In June 2026, the REC Foundation announced a series of new competitions: the RECF Engage Robotics Competition, the RECF Achieve Robotics Competition, and the RECF Inspire Robotics Competition. These competition do allow teams to use hardware, software, and robots legal under VEX Robotics's IQ and V5 competitions. This development seems to go against Tony Norman's and Bob Mimlitch previous statements and the notice on the former event website for VEX Robotics' competitions. The REC Foundation's game manuals indicate that their competition will be using game elements similar or identical to those produced and distributed by VEX Robotics.

=== Judging ===
In addition to match play, a key part of VEX Robotics competitions is competition judging. The REC Foundation oversaw judging and decides award criteria for VEX Robotics competitions. The goal of judged awards was for students to become familiar with using industry tools such as documentation. Judges take into consideration the team’s engineering notebook, team interview, team performance in the competition, and general team conduct when deciding awards.

The awards offered by the REC Foundation include:

- Excellence Award: This award is given to the best overall team at the competition. The team must rank near the top of all competition rankings and receive high scores on the engineering notebook and team interview.
- Design Award: This is the highest judged award at VEX Robotics competitions. Teams must receive high scores on the engineering notebook and team interview as well as demonstrate their use of the engineering design process and time management.
- Innovate Award: The innovate award is given to the team who best documents the use of the design process for a unique design on the robot. The team should be able to point to the specific section in their notebook that documents the design of the mechanism.
- Think Award: This award is given to a team that effectively uses programming during the competition. The team should consistently score points during the autonomous period of matches and be ranked near the top of the programming skills rankings. The team should also have clear and complete documentation of programming in their engineering notebook and be able to fully explain their code in the team interview.
- Amaze Award: This award is given to a team with a consistently high-performing robot. An engineering notebook is not required for this award, but the team should be able to explain how they worked together to build and design their robot.
- Build Award: This award is given to a team with a sturdy, safe, and reliable robot. This is often given to the team with the best build quality.
- Create Award: This award is given to a team who uses innovative designs to overcome a challenge rather than simply copying other teams’ designs.
- Judges Award: This is a special award given by judges to a team that does not fit into other award categories but deserves recognition. Judges often give this award to a team that demonstrates strong teamwork and perseverance in overcoming a challenge. Starting in the 2022-2023 season the Judges Award is now required at all events with judging.
- Energy Award: This award is given to a team who shows enthusiasm and passion for robotics throughout the entire event.
- Inspire Award: This award is given to a team who inspires the judges and other teams with their respectfulness and positive attitude during the competition.
- Sportsmanship Award: This award is given to a team who exhibits strong sportsmanship throughout the entire competition.

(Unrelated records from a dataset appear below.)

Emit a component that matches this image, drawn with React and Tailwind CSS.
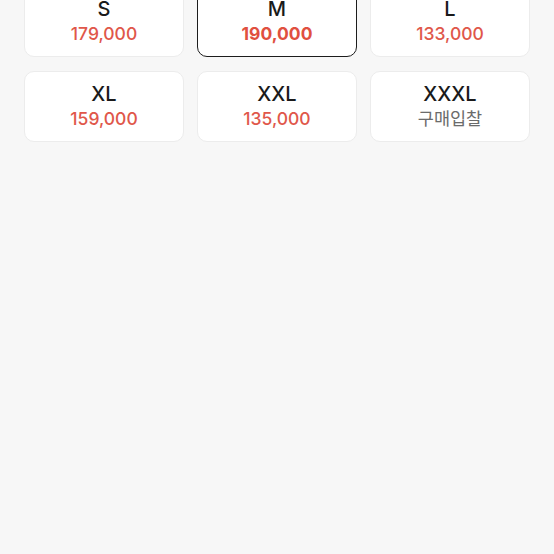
import React from 'react';

const sizes = [
  { size: 'S', price: '179,000' },
  { size: 'M', price: '190,000', selected: true },
  { size: 'L', price: '133,000' },
  { size: 'XL', price: '159,000' },
  { size: 'XXL', price: '135,000' },
  { size: 'XXXL', price: '구매입찰', bid: true },
];

const App = () => {
  return (
    <div
      className="w-[554px] h-[554px] overflow-hidden bg-[#f7f7f7]"
      style={{ fontFamily: 'Inter, "Noto Sans CJK KR", sans-serif' }}
    >
      <div className="grid grid-cols-[160px_160px_160px] gap-x-[13px] gap-y-[14px] pl-[24px] -mt-[14px]">
        {sizes.map((s) => (
          <div
            key={s.size}
            className={`h-[71px] rounded-[10px] bg-white flex flex-col items-center justify-center ${
              s.selected ? 'border-[1.5px] border-[#1c1c1c]' : 'border border-[#ececec]'
            }`}
          >
            <span className="text-[20px] leading-[24px] font-medium text-[#1a1a1a]">{s.size}</span>
            <span
              className={`text-[17.5px] leading-[26px] ${
                s.bid
                  ? 'text-[#6b6b6b] font-normal'
                  : s.selected
                  ? 'text-[#e0503f] font-bold'
                  : 'text-[#e0574a] font-medium'
              }`}
            >
              {s.price}
            </span>
          </div>
        ))}
      </div>
    </div>
  );
};

export default App;
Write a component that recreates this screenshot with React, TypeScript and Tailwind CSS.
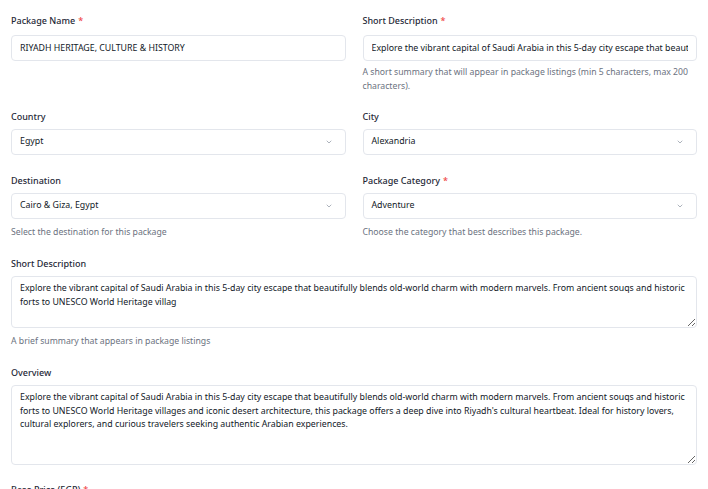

=== VEX Robotics World Championships ===
The REC Foundation had hosted the VEX Robotics World Championship each year until 2026. The VEX Robotics World Championship is the highest level of competition in VEX Robotics and the final competition of each season. This event has been awarded by the Guinness World Records as the largest robotics competition in the world in 2018 with 30,000 attendees from 70 countries. In 2021, the VEX Robotics World Championships was awarded the title of the largest online robotics championship with 12,693 attendees. A new game is revealed at the conclusion of each World Championships to mark the start of the next season.

== Other Programs ==

=== Girl Powered ===
The REC Foundation’s Girl Powered program sponsored by Google aims to increase girls’ access to STEM and robotics. Any teacher, coach, or Event Partner can host a Girl Powered Workshop. The REC Foundation also released a Girl Powered pledge for people to show their support for the program.

=== Aerial Drone Competition ===
The REC Foundation manages a drone competition for students in grades 5-12 known as the Aerial Drone Competition. The Aerial Drone Competition challenges teams' teamwork, programming skills, drone piloting abilities, and communication.

The Aerial Drone Competition has many similarities with the VEX Robotics Competition. Like the VEX Robotics Competition, a new "mission" is released each year, containing challenges that teams must complete using their drones. The judging aspect of the Aerial Drone Competition involves an interview and a review of the team's logbook for a chance to win awards. At the end of each season, the best teams compete in Championships around the nation.

=== TSA VEX Robotics ===
In addition to the normal competition season, the REC Foundation partners with the Technology Student Association (TSA), a nation-wide middle and high school technology competition, to host Vex Robotics competitions that align with the TSA competition cycle. Rather than competing in the VEX Robotics World Championships, qualifying TSA VEX Robotics teams compete at the TSA National Conference against other TSA teams. The TSA VEX Robotics Competition also has additional requirements to comply with the general TSA Competition Guidelines. These include a 20-point deduction from the Excellence Award score for violating the TSA dress code and a maximum of 6 competitors per team.

=== Online Challenges ===
The REC Foundation hosts a variety of online challenges for VEX Robotics competitors meant to help extend learning beyond the competition field. Winners of online challenges may receive a variety of awards including qualification to the VEX Robotics World Championships, merchandise from sponsors, and recognition during the opening and closing ceremonies of the VEX Robotics World Championships.

The online challenges offered each season vary based on sponsorship. Online challenges typically cover a variety of topics including career readiness, community service, gender equality, student advocacy, Chinese cultural exchange, as well as more creative challenges such as poster design and photography.

=== Scholarships, Internships, and Alumni Association ===
The REC Foundation partners with 80+ universities and organizations to provide scholarships for students who are participants of REC Foundation programs. Many of these organizations and universities are invited to set up booths at the VEX Robotics World Championships each year. Sponsors of the REC Foundation such as Google, NASA, and Tesla also partner with the REC Foundation to promote internship opportunities to program participants.

Former participants over the age of 18 are invited to join the REC Foundation Alumni Association, meant to help program alumni stay connected to potential volunteering opportunities, internships, and more.